Como la mayoría de la gente del condado, Lydia Johansson raramente se aventuraba al norte del Paquo, y cuando lo hacía, nunca se alejaba de la civilización. Ahora se dio cuenta, con una abrumadora sensación de desesperación, que al cruzar el río había atravesado algún tipo de frontera, hacia un lugar del cual podría no volver jamás. Una frontera que no era sólo geográfica sino también espiritual.

Se sentía aterrorizada al ser arrastrada por aquel ser. Por supuesto, aterrorizada por la forma en que miraba su cuerpo, aterrorizada por su tacto, aterrorizada por la posibilidad de morir de calor o de insolación, o por la mordedura de víboras. Pero lo que la asustaba más era darse cuenta de lo que había dejado en el lado sur del río: su vida frágil y cómoda, a pesar de lo humilde que era, con sus pocos amigos y colegas enfermeras del servicio hospitalario, los doctores con los que tonteaba sin resultados, las fiestas con pizza, las reposiciones de la serie Seinfeld , sus libros de terror, el helado, los hijos de su hermana. Hasta llegó a recordar con anhelo las partes más conflictivas de su vida: la lucha contra los kilos, la pelea para dejar de fumar, las noches en soledad, los largos periodos sin que la llamara el hombre con el que se encontraba ocasionalmente. Ella lo llamaba su «novio», si bien sabía que tomaba deseos por realidades… Incluso todas esas cosas parecían cargadas de emoción, sólo en razón de su familiaridad.

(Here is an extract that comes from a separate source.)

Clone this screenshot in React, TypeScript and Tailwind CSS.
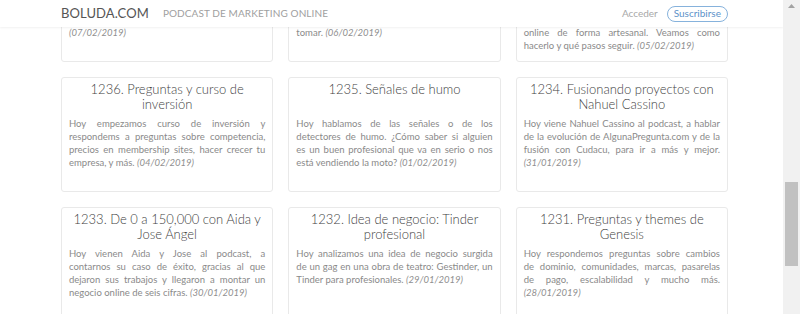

Pero no había ni una pizca de comodidad en el lugar en que se encontraba en ese momento.

Recordó la terrible escena en el refugio del cazador: el policía Ed Schaeffer yacía inconsciente sobre el suelo, con sus brazos y rostro grotescamente hinchados por las picaduras de las avispas. Garrett había murmurado: «No debería haberlas hostigado. Las avispas amarillas sólo atacan cuando su nido está en peligro. Fue culpa suya».

Caminó hacia adentro lentamente y los insectos lo ignoraron. Cogió algunas cosas. Le ató las manos por delante y luego la guió hacia el bosque a través del cual habían estado caminando unos cuantos kilómetros.

El muchacho se movía de una manera rara, sacudiéndola en una dirección, luego en otra. Hablaba para sí. Se rascaba los manchones rojizos de la cara. Una vez se detuvo en un charco de agua y lo miró fijamente. Esperó hasta que algún bicho o araña se retirara de la superficie y entonces sumergió su rostro en el agua, mojando su piel ardiente. Miró sus pies, luego se quitó el zapato que le quedaba y lo tiró lejos. Siguieron su camino en la tórrida mañana.

Ella observó el mapa que sobresalía de su bolsillo.

– ¿Adonde vamos? -le preguntó.

– Cállate. ¿De acuerdo?

Diez minutos más tarde la obligó a quitarse los zapatos y vadearon un arroyo poco profundo y contaminado. Después de cruzarlo la sentó. Garrett lo hizo también frente a ella y, mientras miraba sus piernas y escote, lentamente secó sus pies con un kleenex que sacó de su bolsillo. Ella sintió el mismo asco que había tenido cuando por primera vez tomó una muestra de tejidos de un cadáver en la morgue del hospital. Él le volvió a colocar los zapatos, le ató los cordones apretados, asiendo sus tobillos más tiempo del necesario. Luego consultó el mapa y la condujo de nuevo hacia los bosques.